## AVAILABLE DATA:
□ □ □

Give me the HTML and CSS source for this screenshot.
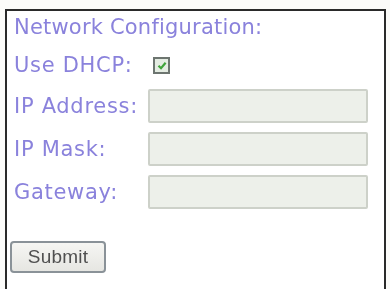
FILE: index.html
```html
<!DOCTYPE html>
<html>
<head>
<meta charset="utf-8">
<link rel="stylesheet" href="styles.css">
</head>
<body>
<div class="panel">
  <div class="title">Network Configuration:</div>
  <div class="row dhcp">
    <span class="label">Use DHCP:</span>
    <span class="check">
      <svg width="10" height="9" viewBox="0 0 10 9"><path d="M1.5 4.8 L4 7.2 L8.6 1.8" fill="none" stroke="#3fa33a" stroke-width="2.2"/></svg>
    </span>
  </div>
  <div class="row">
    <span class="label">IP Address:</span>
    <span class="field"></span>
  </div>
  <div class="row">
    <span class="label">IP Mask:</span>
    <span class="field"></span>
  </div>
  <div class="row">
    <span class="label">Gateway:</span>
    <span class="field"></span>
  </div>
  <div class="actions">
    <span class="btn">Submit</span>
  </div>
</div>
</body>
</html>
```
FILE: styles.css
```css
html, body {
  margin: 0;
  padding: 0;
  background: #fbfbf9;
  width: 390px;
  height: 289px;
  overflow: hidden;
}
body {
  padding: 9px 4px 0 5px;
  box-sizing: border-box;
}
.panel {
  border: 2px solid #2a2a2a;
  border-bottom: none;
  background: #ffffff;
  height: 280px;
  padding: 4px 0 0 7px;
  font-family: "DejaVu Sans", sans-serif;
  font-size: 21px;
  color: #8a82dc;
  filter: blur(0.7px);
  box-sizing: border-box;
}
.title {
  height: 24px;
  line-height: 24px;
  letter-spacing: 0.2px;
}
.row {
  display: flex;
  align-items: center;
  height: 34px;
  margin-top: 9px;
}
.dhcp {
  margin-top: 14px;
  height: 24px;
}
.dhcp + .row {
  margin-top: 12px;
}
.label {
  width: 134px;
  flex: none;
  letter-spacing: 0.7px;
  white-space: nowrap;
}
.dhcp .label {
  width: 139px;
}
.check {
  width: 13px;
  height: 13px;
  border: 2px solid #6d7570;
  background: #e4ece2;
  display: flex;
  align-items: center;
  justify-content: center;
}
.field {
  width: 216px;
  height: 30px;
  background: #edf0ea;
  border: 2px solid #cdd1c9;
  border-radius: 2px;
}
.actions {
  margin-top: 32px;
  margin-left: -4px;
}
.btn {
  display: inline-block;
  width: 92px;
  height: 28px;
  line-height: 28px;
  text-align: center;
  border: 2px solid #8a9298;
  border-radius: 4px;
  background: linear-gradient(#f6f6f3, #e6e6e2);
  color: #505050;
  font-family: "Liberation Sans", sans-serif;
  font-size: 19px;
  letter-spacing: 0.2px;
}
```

□ □ □

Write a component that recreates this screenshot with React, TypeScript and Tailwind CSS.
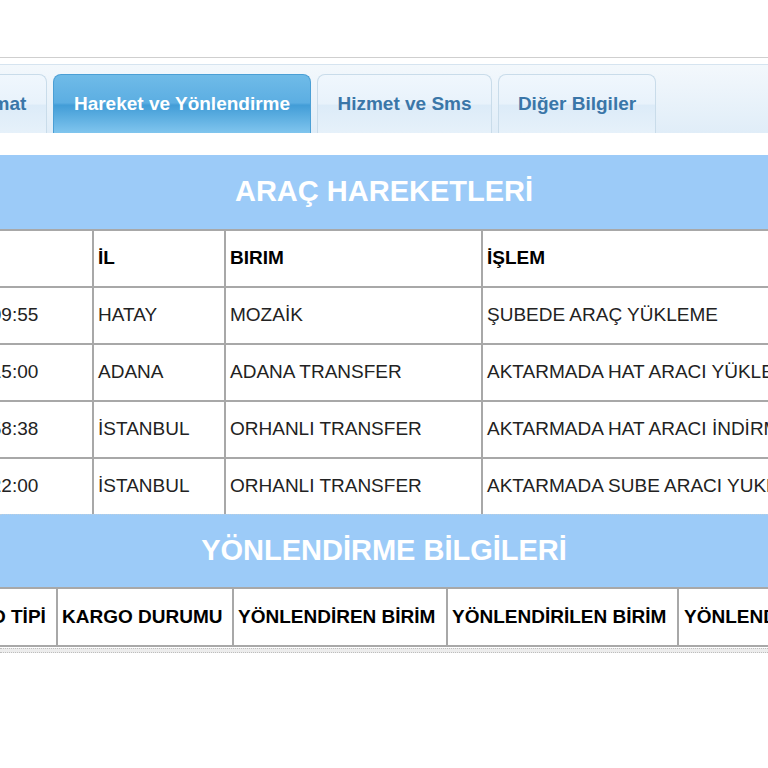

□ □ □

## WHAT TO PRODUCE:
Find every line that includes the string "screenshot". Report how many there are and nothing else.

## EXPECTED ANSWER:
2